30 August 1999

The Silent Highway

by Kate Melville

A whole university department dedicated to studying highway noise? Of course, but only in America.

Purdue University' Institute of Safe, Quiet and Durable Highways which starts in September is dedicated to understanding the physics of highway noise. According to Bob Bernhard, the institute's director, "Traffic noise is a persistent long-term environmental effect of highways…. Residents rarely complain about being able to see a highway, but they often complain about highway noise".

With the cost of sound barriers running at up to US$1 million per mile (sorry but you will have to do the translations for local currency and kilometers) this new institute may help both those affected and eventually the hip pocket of taxpayers (in theory).
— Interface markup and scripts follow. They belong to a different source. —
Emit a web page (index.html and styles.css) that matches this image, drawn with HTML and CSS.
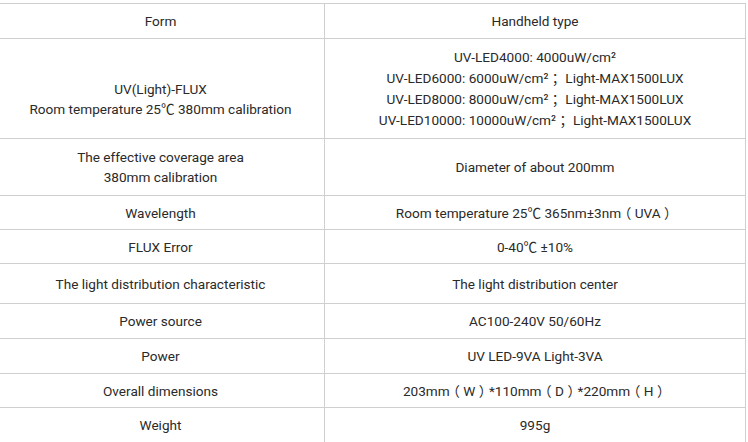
FILE: index.html
```html
<!DOCTYPE html>
<html>
<head>
<meta charset="utf-8">
<link rel="stylesheet" href="styles.css">
</head>
<body>
<table class="spec">
  <colgroup><col class="c1"><col class="c2"></colgroup>
  <tr class="h35"><td>Form</td><td>Handheld type</td></tr>
  <tr class="h100"><td><br>UV(Light)-FLUX<br>Room temperature 25℃ 380mm calibration</td><td>UV-LED4000: 4000uW/cm²<br>UV-LED6000: 6000uW/cm²<span class="fw">；</span>&nbsp;Light-MAX1500LUX<br>UV-LED8000: 8000uW/cm²<span class="fw">；</span>&nbsp;Light-MAX1500LUX<br>UV-LED10000: 10000uW/cm²<span class="fw">；</span>&nbsp;Light-MAX1500LUX</td></tr>
  <tr class="h57"><td>The effective coverage area<br>380mm calibration</td><td>Diameter of about 200mm</td></tr>
  <tr class="h34"><td>Wavelength</td><td>Room temperature 25℃ 365nm±3nm<span class="fw">（</span>UVA<span class="fw">）</span></td></tr>
  <tr class="h34"><td>FLUX Error</td><td>0-40℃ ±10%</td></tr>
  <tr class="h40"><td>The light distribution characteristic</td><td>The light distribution center</td></tr>
  <tr class="h35"><td>Power source</td><td>AC100-240V 50/60Hz</td></tr>
  <tr class="h35"><td>Power</td><td>UV LED-9VA Light-3VA</td></tr>
  <tr class="h34"><td>Overall dimensions</td><td>203mm<span class="fw">（</span>W<span class="fw">）</span>*110mm<span class="fw">（</span>D<span class="fw">）</span>*220mm<span class="fw">（</span>H<span class="fw">）</span></td></tr>
  <tr class="h35"><td>Weight</td><td>995g</td></tr>
</table>
</body>
</html>
```
FILE: styles.css
```css
html, body {
  margin: 0;
  padding: 0;
  background: #fff;
}
.spec {
  margin: 3px 0 0 -4px;
  width: 750px;
  border-collapse: collapse;
  table-layout: fixed;
  font-family: Roboto, "Noto Sans CJK SC", sans-serif;
  font-size: 13.6px;
  line-height: 20px;
  color: #2a2a2a;
}
.c1 { width: 328px; }
.spec td {
  border: 1px solid #cfcfcf;
  text-align: center;
  vertical-align: middle;
  padding: 0;
}
.fw {
  font-family: "Noto Sans CJK SC", sans-serif;
  font-feature-settings: "halt" 1;
  padding: 0 0.25em;
}
.h34 { height: 34px; }
.h35 { height: 35px; }
.h40 { height: 40px; }
.h57 { height: 57px; }
.h100 { height: 100px; }
```
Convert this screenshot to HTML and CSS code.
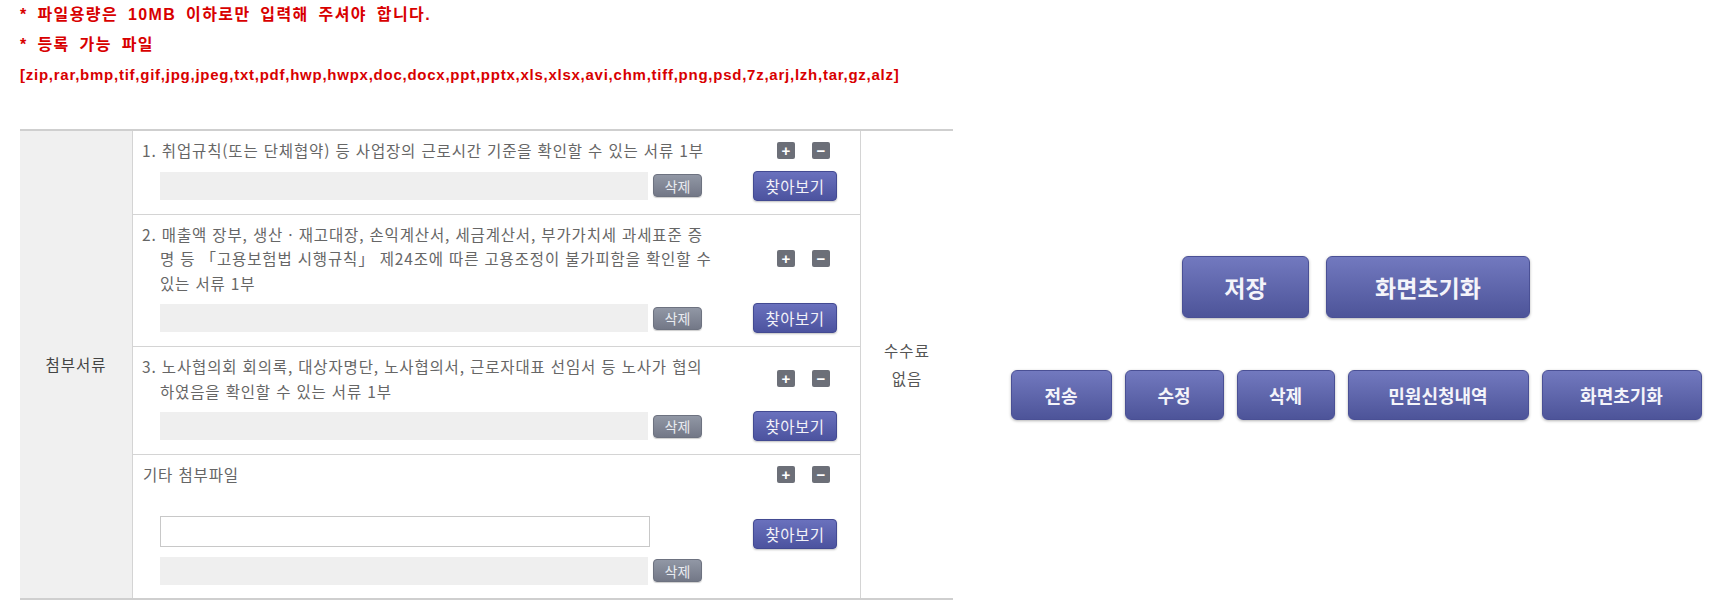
FILE: index.html
```html
<!DOCTYPE html>
<html lang="ko">
<head>
    <meta charset="UTF-8">
    <title>첨부서류 등록</title>
    <link rel="stylesheet" href="styles.css">
</head>
<body>
    <div class="page">
        <div class="left">
            <!-- 안내 문구 -->
            <p class="notice">* 파일용량은 10MB 이하로만 입력해 주셔야 합니다.</p>
            <p class="notice">* 등록 가능 파일</p>
            <p class="notice ext">[zip,rar,bmp,tif,gif,jpg,jpeg,txt,pdf,hwp,hwpx,doc,docx,ppt,pptx,xls,xlsx,avi,chm,tiff,png,psd,7z,arj,lzh,tar,gz,alz]</p>

            <!-- 첨부서류 표 -->
            <table class="attach">
                <tr>
                    <th rowspan="4">첨부서류</th>
                    <td class="doc-cell">
                        <div class="doc">
                            <div class="doc-head">
                                <p class="doc-desc">1. 취업규칙(또는 단체협약) 등 사업장의 근로시간 기준을 확인할 수 있는 서류 1부</p>
                                <div class="tools"><span class="sq">+</span><span class="sq">−</span></div>
                            </div>
                            <div class="doc-file">
                                <div class="file-bar"></div>
                                <button type="button" class="btn-del">삭제</button>
                                <button type="button" class="btn-find">찾아보기</button>
                            </div>
                        </div>
                    </td>
                    <td rowspan="4" class="fee">수수료<br>없음</td>
                </tr>
                <tr>
                    <td class="doc-cell">
                        <div class="doc">
                            <div class="doc-head">
                                <p class="doc-desc">2. 매출액 장부, 생산 · 재고대장, 손익계산서, 세금계산서, 부가가치세 과세표준 증<br>명 등 「고용보험법 시행규칙」 제24조에 따른 고용조정이 불가피함을 확인할 수<br>있는 서류 1부</p>
                                <div class="tools"><span class="sq">+</span><span class="sq">−</span></div>
                            </div>
                            <div class="doc-file">
                                <div class="file-bar"></div>
                                <button type="button" class="btn-del">삭제</button>
                                <button type="button" class="btn-find">찾아보기</button>
                            </div>
                        </div>
                    </td>
                </tr>
                <tr>
                    <td class="doc-cell">
                        <div class="doc">
                            <div class="doc-head">
                                <p class="doc-desc">3. 노사협의회 회의록, 대상자명단, 노사협의서, 근로자대표 선임서 등 노사가 협의<br>하였음을 확인할 수 있는 서류 1부</p>
                                <div class="tools"><span class="sq">+</span><span class="sq">−</span></div>
                            </div>
                            <div class="doc-file">
                                <div class="file-bar"></div>
                                <button type="button" class="btn-del">삭제</button>
                                <button type="button" class="btn-find">찾아보기</button>
                            </div>
                        </div>
                    </td>
                </tr>
                <tr>
                    <td class="doc-cell">
                        <div class="doc doc-etc">
                            <div class="doc-head">
                                <p class="doc-desc etc">기타 첨부파일</p>
                                <div class="tools"><span class="sq">+</span><span class="sq">−</span></div>
                            </div>
                            <div class="doc-input">
                                <input type="text" class="file-input">
                                <button type="button" class="btn-find">찾아보기</button>
                            </div>
                            <div class="doc-file">
                                <div class="file-bar"></div>
                                <button type="button" class="btn-del">삭제</button>
                            </div>
                        </div>
                    </td>
                </tr>
            </table>
        </div>

        <!-- 버튼 영역 -->
        <div class="right">
            <div class="btn-row">
                <button type="button" class="btn-big w-save">저장</button>
                <button type="button" class="btn-big w-reset">화면초기화</button>
            </div>
            <div class="btn-row small">
                <button type="button" class="btn-mid w-send">전송</button>
                <button type="button" class="btn-mid w-edit">수정</button>
                <button type="button" class="btn-mid w-del">삭제</button>
                <button type="button" class="btn-mid w-list">민원신청내역</button>
                <button type="button" class="btn-mid w-reset2">화면초기화</button>
            </div>
        </div>
    </div>
</body>
</html>
```

FILE: styles.css
```css
body {
    margin: 0;
    background-color: #fff;
    font-family: "Noto Sans CJK KR", "Noto Sans", sans-serif;
    color: #666;
}

.page {
    display: flex;
    padding-left: 20px;
}

.left {
    width: 933px;
}

.right {
    flex: 1;
    margin-left: 50px;
    padding-top: 256px;
    display: flex;
    flex-direction: column;
    align-items: center;
    gap: 52px;
}

/* 안내 문구 */
.notice {
    margin: 0;
    height: 30px;
    line-height: 30px;
    color: #d80000;
    font-family: "Liberation Sans", "Noto Sans CJK KR", sans-serif;
    font-weight: bold;
    font-size: 16px;
    letter-spacing: 1.4px;
    word-spacing: 4px;
    white-space: nowrap;
}

.notice.ext {
    font-size: 15px;
    letter-spacing: 0.75px;
    word-spacing: 0;
}

/* 첨부서류 표 */
.attach {
    width: 933px;
    margin-top: 39px;
    border-collapse: collapse;
    border-top: 2px solid #cfcfcf;
    border-bottom: 2px solid #cfcfcf;
}

.attach th {
    width: 112px;
    padding: 0;
    background-color: #f0f0f0;
    border-right: 1px solid #d4d4d4;
    font-weight: normal;
    font-size: 15.5px;
    letter-spacing: 1px;
    color: #444;
}

.attach td {
    padding: 0;
}

.doc-cell {
    border-bottom: 1px solid #d4d4d4;
    border-right: 1px solid #d4d4d4;
}

.fee {
    width: 92px;
    text-align: center;
    font-size: 15.5px;
    letter-spacing: 1px;
    line-height: 28px;
    color: #555;
}

.doc {
    padding: 7px 0 13px 9px;
}

.doc-head {
    display: flex;
    align-items: center;
}

.doc-desc {
    margin: 0;
    width: 594px;
    font-size: 15.5px;
    letter-spacing: 0.85px;
    line-height: 24.5px;
    padding-left: 18px;
    text-indent: -18px;
    box-sizing: border-box;
    white-space: nowrap;
}

.doc-desc.etc {
    padding-left: 1px;
    text-indent: 0;
}

.tools {
    display: flex;
    gap: 17px;
    margin-left: 41px;
}

.sq {
    display: block;
    width: 18px;
    height: 17px;
    background-color: #6c6f78;
    border-radius: 2px;
    color: #fff;
    font-family: "Liberation Sans", sans-serif;
    font-weight: bold;
    font-size: 15px;
    line-height: 17px;
    text-align: center;
}

.doc-file {
    display: flex;
    align-items: center;
    margin-top: 8px;
    padding-left: 18px;
}

.file-bar {
    width: 488px;
    height: 28px;
    background-color: #efefef;
}

.btn-del {
    margin-left: 5px;
    width: 49px;
    height: 23px;
    padding: 0;
    border: 1px solid #6d7280;
    border-radius: 4px;
    background: linear-gradient(#9197a5, #737887);
    color: #e9ebf0;
    font-family: inherit;
    font-size: 14px;
    line-height: 20px;
    box-shadow: 0 1px 1px rgba(0, 0, 0, 0.2);
}

.btn-find {
    margin-left: 51px;
    width: 84px;
    height: 30px;
    padding: 0;
    border: 1px solid #434a92;
    border-radius: 4px;
    background: linear-gradient(#6a71bd, #4c539f);
    color: #f2f2f8;
    font-family: inherit;
    font-size: 15.5px;
    letter-spacing: 0.5px;
    box-shadow: 0 1px 2px rgba(0, 0, 0, 0.25);
}

.doc-input {
    display: flex;
    align-items: center;
    margin-top: 28px;
    padding-left: 18px;
}

.file-input {
    width: 490px;
    height: 31px;
    box-sizing: border-box;
    margin: 0;
    border: 1px solid #c8c8c8;
    background-color: #fff;
}

.doc-input .btn-find {
    margin-left: 103px;
    margin-top: 4px;
}

/* 하단 버튼 */
.btn-row {
    display: flex;
    gap: 17px;
}

.btn-row.small {
    gap: 13px;
}

.btn-big,
.btn-mid {
    padding: 0;
    border: 1px solid #4a5095;
    border-radius: 6px;
    background: linear-gradient(#7279bf, #4d5499);
    color: #f4f4fa;
    font-family: inherit;
    font-weight: bold;
    box-shadow: 0 1px 3px rgba(0, 0, 0, 0.3);
}

.btn-big {
    height: 62px;
    font-size: 23px;
}

.btn-mid {
    height: 50px;
    font-size: 18px;
}

.w-save { width: 127px; }
.w-reset { width: 204px; }
.w-send { width: 101px; }
.w-edit { width: 99px; }
.w-del { width: 98px; }
.w-list { width: 181px; }
.w-reset2 { width: 160px; }
```
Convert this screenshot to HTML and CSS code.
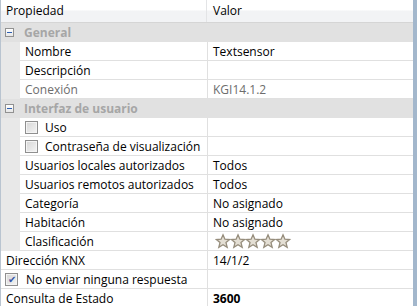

What may be of real interest is that most acoustic pollution from vehicles does not come from engine noise but rather from the interface of tires and road surfaces. For many years engineers suspect several mechanisms maybe to blame, including:

Compressed air trapped between a tire's tread and the road surface bursts from the confining spaces, causing pops and whistling sounds

Block-like shapes in the tread smacking against the road surface, like so many small hammers.

Vibration from tread blocks and the underlying belts that radiates energy outward, producing sound (just like stereo speakers).

What the engineers at Purdue propose to do is to study both road surfaces and tires and to change their designs to produce less noise.

Research will include the use of lasers and sound waves to analyze noise-producing mechanisms in rotating tires. Interestingly the engineers will also study the porous pavements that are used in Europe to build quieter roads. This may sound pretty obvious but Bob Bernhard says, " European researchers have hypothesized the mechanisms of noise generation and built quiet, porous road surfaces. These hypotheses haven't been proved, and that's what we are going to go after".

Eventually the research work will expand to include research dealing with other transportation-related noise, like truck engines, as well as issues involving highway safety and durability.